▶ TASK DETAILS:
Copy out all lines carrying the word "page".

[begin SOURCE DATA]

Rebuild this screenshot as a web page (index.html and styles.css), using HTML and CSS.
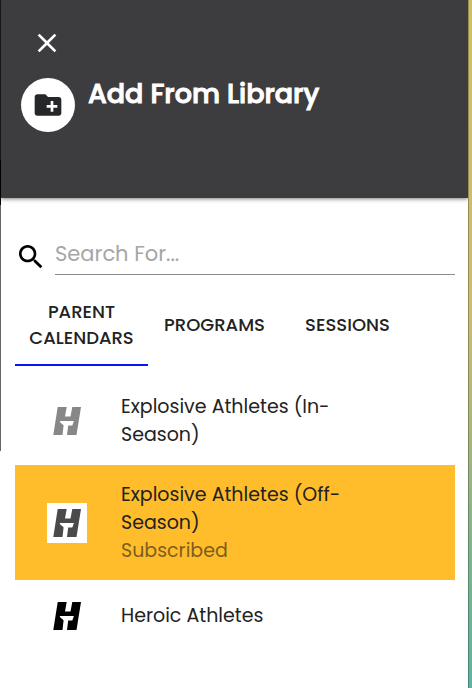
FILE: index.html
```html
<!DOCTYPE html>
<html lang="en">
<head>
    <meta charset="UTF-8">
    <meta name="viewport" content="width=device-width, initial-scale=1.0">
    <title>Add From Library</title>
    <link rel="stylesheet" href="styles.css">
</head>
<body>
    <svg class="symbols" aria-hidden="true">
        <symbol id="logo" viewBox="0 0 28 28">
            <path d="M4.7 0H13.7L12 9.5H17.5L19.3 0H28L23.5 28H14L15.2 18.5H19.3L20.9 14H6.7L7.3 15.5L10.6 18.3L9.5 28H0.3Z"/>
        </symbol>
    </svg>

    <div class="edge-left"></div>

    <main class="drawer">
        <header class="drawer-header">
            <button type="button" class="close-button" aria-label="Close">
                <svg viewBox="0 0 24 24"><path d="M19 6.41 17.59 5 12 10.59 6.41 5 5 6.41 10.59 12 5 17.59 6.41 19 12 13.41 17.59 19 19 17.59 13.41 12z"/></svg>
            </button>
            <div class="title-row">
                <div class="title-icon">
                    <svg viewBox="0 0 24 24"><path d="M20 6h-8l-2-2H4c-1.11 0-1.99.89-1.99 2L2 18c0 1.11.89 2 2 2h16c1.11 0 2-.89 2-2V8c0-1.11-.89-2-2-2zm-1 8h-3v3h-2v-3h-3v-2h3V9h2v3h3v2z"/></svg>
                </div>
                <h1>Add From Library</h1>
            </div>
        </header>

        <div class="content">
            <div class="search">
                <label for="search" aria-label="Search">
                    <svg viewBox="0 0 24 24"><path d="M15.5 14h-.79l-.28-.27C15.41 12.59 16 11.11 16 9.5 16 5.91 13.09 3 9.5 3S3 5.91 3 9.5 5.91 16 9.5 16c1.61 0 3.09-.59 4.23-1.57l.27.28v.79l5 4.99L20.49 19l-4.99-5zm-6 0C7.01 14 5 11.99 5 9.5S7.01 5 9.5 5 14 7.01 14 9.5 11.99 14 9.5 14z"/></svg>
                </label>
                <input type="text" id="search" name="search" placeholder="Search For...">
            </div>

            <div class="tabs" role="tablist">
                <button type="button" class="tab active" role="tab" aria-selected="true">Parent Calendars</button>
                <button type="button" class="tab" role="tab" aria-selected="false">Programs</button>
                <button type="button" class="tab" role="tab" aria-selected="false">Sessions</button>
            </div>

            <ul class="list">
                <li class="item faded">
                    <div class="avatar"><svg><use href="#logo"/></svg></div>
                    <div class="item-text">
                        <p>Explosive Athletes (In-Season)</p>
                    </div>
                </li>
                <li class="item subscribed">
                    <div class="avatar"><svg><use href="#logo"/></svg></div>
                    <div class="item-text">
                        <p>Explosive Athletes (Off-Season)</p>
                        <p class="status">Subscribed</p>
                    </div>
                </li>
                <li class="item">
                    <div class="avatar"><svg><use href="#logo"/></svg></div>
                    <div class="item-text">
                        <p>Heroic Athletes</p>
                    </div>
                </li>
            </ul>
        </div>
    </main>

    <div class="edge-right"></div>
</body>
</html>
```

FILE: styles.css
```css
* {
    box-sizing: border-box;
}

body {
    margin: 0;
    min-height: 100vh;
    display: flex;
    background-color: #fff;
    color: #222;
    font-family: Poppins, Inter, sans-serif;
    font-size: 19px;
    line-height: 28px;
}

button {
    padding: 0;
    border: none;
    background: none;
    color: inherit;
    font-family: inherit;
    cursor: pointer;
}

svg {
    display: block;
    width: 32px;
    height: 32px;
    fill: currentColor;
}

.symbols {
    display: none;
}

/* page behind the drawer */
.edge-left {
    width: 1px;
    height: 451px;
    background: linear-gradient(#1d1d1f 0 160px, #000 160px 205px, #666 205px);
}

.edge-right {
    width: 4px;
    border-left: 1px solid rgba(0, 0, 0, 0.25);
    background: linear-gradient(#cfbd66 0%, #cdbc72 45%, #a9b67c 63%, #7fb58c 80%, #5db3a0 100%);
}

.drawer {
    flex: 1;
    min-width: 0;
}

.drawer-header {
    min-height: 198px;
    padding: 27px 20px;
    background-color: #3d3d3f;
    color: #fff;
    box-shadow: 0 1px 4px rgba(0, 0, 0, 0.5);
}

.close-button {
    display: block;
    margin-left: 10px;
}

.title-row {
    display: flex;
    gap: 13px;
    margin-top: 19px;
}

.title-icon {
    display: flex;
    align-items: center;
    justify-content: center;
    width: 54px;
    height: 54px;
    border-radius: 50%;
    background-color: #fff;
    color: #262729;
}

h1 {
    margin: 0;
    font-size: 27px;
    font-weight: 500;
    line-height: 32px;
    -webkit-text-stroke: 1px currentColor;
}

.content {
    padding: 35px 13px 0 14px;
}

.search {
    display: flex;
    align-items: center;
    gap: 8px;
    color: #000;
}

.search label {
    padding-top: 6px;
}

.search input {
    flex: 1;
    min-width: 0;
    height: 42px;
    padding: 0;
    border: none;
    border-bottom: 1px solid #8c8c8c;
    outline: none;
    background: none;
    color: #222;
    font-family: inherit;
    font-size: 21px;
}

.search input::placeholder {
    color: #a6a6a6;
    opacity: 1;
}

.tabs {
    display: grid;
    grid-template-columns: repeat(3, 1fr);
    margin-top: 10px;
    padding-right: 41px;
}

.tab {
    min-height: 81px;
    padding: 0 12px;
    border-bottom: 2px solid transparent;
    font-size: 18px;
    font-weight: 500;
    line-height: 26px;
    text-transform: uppercase;
}

.tab.active {
    border-bottom-color: #0a14f5;
}

.list {
    margin: 0;
    padding: 11px 0 0;
    list-style: none;
}

.item {
    display: flex;
    align-items: center;
    gap: 34px;
    min-height: 72px;
    padding: 16px 80px 16px 32px;
}

.item p {
    margin: 0;
}

.item.subscribed {
    padding-bottom: 15px;
    background-color: #ffbd2c;
}

.avatar {
    display: flex;
    flex: none;
    align-items: center;
    justify-content: center;
    width: 40px;
    height: 40px;
    background-color: #fff;
    color: #000;
}

.avatar svg {
    width: 28px;
    height: 28px;
}

.faded .avatar {
    color: #878787;
}

.subscribed .avatar {
    color: #4a4a4a;
}

.item .status {
    color: #7d5e1d;
}
```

[end SOURCE DATA]

▶ TASK OUTPUT:
Rebuild this screenshot as a web page (index.html and styles.css), using HTML and CSS.
/* page behind the drawer */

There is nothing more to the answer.